The growing strategic importance of digital technology will lead governments to implement more policies and regulations to control their digital spaces. In response, companies will need to continuously assess their digital dependencies and develop strategies that enhance their resilience and control over digital assets. This involves understanding the critical services essential for business operations and evaluating dependencies across infrastructure, software, data, and expertise.
Geopolitical dynamics are creating a set of operational challenges that require adjustments in how the business operates. Perhaps most significantly, as data becomes both a strategic asset and a point of geopolitical friction, new regulations and restrictions affect how companies collect, transfer and utilize information.
The forced fragmentation of the digital economy undermines efficiency, raises compliance costs, and creates barriers for seamless global operations. For AI in particular, export restrictions on advanced models and cloud computing resources are reshaping strategies, with firms wary of sharing sensitive intellectual property across borders. The result? An increasingly splintered digital ecosystem that raises operational costs and slows innovation diffusion even within companies.

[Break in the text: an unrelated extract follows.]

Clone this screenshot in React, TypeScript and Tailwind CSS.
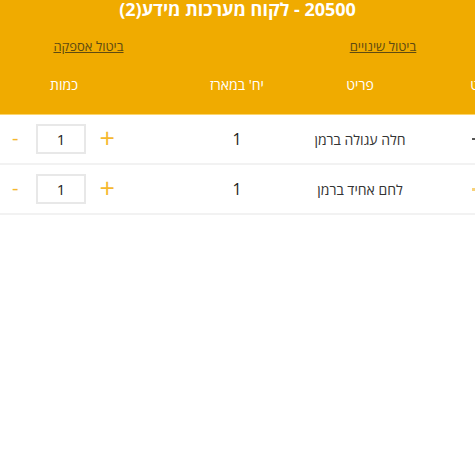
import React from "react";

const rows = [
  { name: "חלה עגולה ברמן", units: "1", qty: "1" },
  { name: "לחם אחיד ברמן", units: "1", qty: "1" },
];

export default function App() {
  return (
    <div
      className="w-[475px] h-[475px] overflow-hidden bg-white"
      style={{ fontFamily: '"Open Sans", "Noto Sans", sans-serif' }}
    >
      <div className="bg-[#f0ab00] border-b border-[#fbd56e] h-[115px] flex flex-col">
        <div dir="rtl" className="h-[20px] flex items-center justify-center text-white font-bold text-[18px] leading-none -mt-[1px]">
          20500 - לקוח מערכות מידע(2)
        </div>
        <div className="flex h-[50px] items-center pt-[2px]">
          <div className="w-[177px] text-center">
            <a dir="rtl" className="underline text-[#5e4a12] text-[13px]">ביטול אספקה</a>
          </div>
          <div className="flex-1" />
          <div className="w-[184px] text-center">
            <a dir="rtl" className="underline text-[#5e4a12] text-[13px]">ביטול שינויים</a>
          </div>
        </div>
        <div className="flex h-[30px] items-center text-white text-[14px] whitespace-nowrap">
          <div dir="rtl" className="w-[128px] shrink-0 text-center">כמות</div>
          <div className="w-[46px] shrink-0" />
          <div dir="rtl" className="w-[126px] shrink-0 text-center">יח' במארז</div>
          <div dir="rtl" className="w-[120px] shrink-0 text-center">פריט</div>
          <div dir="rtl" className="w-[132px] shrink-0 text-center">מק"ט</div>
        </div>
      </div>
      {rows.map((r, i) => (
        <div key={i} className="flex h-[50px] items-center border-b-2 border-[#f2f2f2] text-[#333] whitespace-nowrap">
          <div className="w-[128px] shrink-0 flex items-center">
            <span className="w-[36px] pl-[12px] text-left text-[#f5b82e] text-[20px] leading-none -mt-[2px]">-</span>
            <div className="w-[51px] h-[30px] border-2 border-[#e8e8e8] flex items-center justify-center text-[15px] text-[#222]">
              {r.qty}
            </div>
            <span className="w-[42px] text-center text-[#f5b82e] text-[27px] leading-none -mt-[3px]">+</span>
          </div>
          <div className="w-[46px] shrink-0" />
          <div className="w-[126px] shrink-0 text-center text-[16px] text-[#222]">{r.units}</div>
          <div dir="rtl" className="w-[120px] shrink-0 text-center text-[14px]">{r.name}</div>
          <div className="w-[132px] shrink-0 flex justify-start pl-[52px]">
            <span className={i === 0 ? "w-[3px] h-[2px] bg-[#555]" : "w-[3px] h-[3px] bg-[#f7d27a]"} />
          </div>
        </div>
      ))}
    </div>
  );
}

More broadly, the geopolitical landscape is marked by trade realignments, regulatory divergence, and strategic competition, all of which can rapidly reshape market access, supply chains, and data governance. By strengthening policy foresight, engaging regulators and stress-testing trade and technology scenarios, companies can reduce disruption and seize emerging opportunities. Importantly, CEOs are often spectators of these policy shifts: most have little ability to shape policy. But data and AI can provide control over how CEOs respond. By embedding AI into planning, risk management, and execution, CEOs can turn uncertainty into a managed strategic variable rather than an existential threat.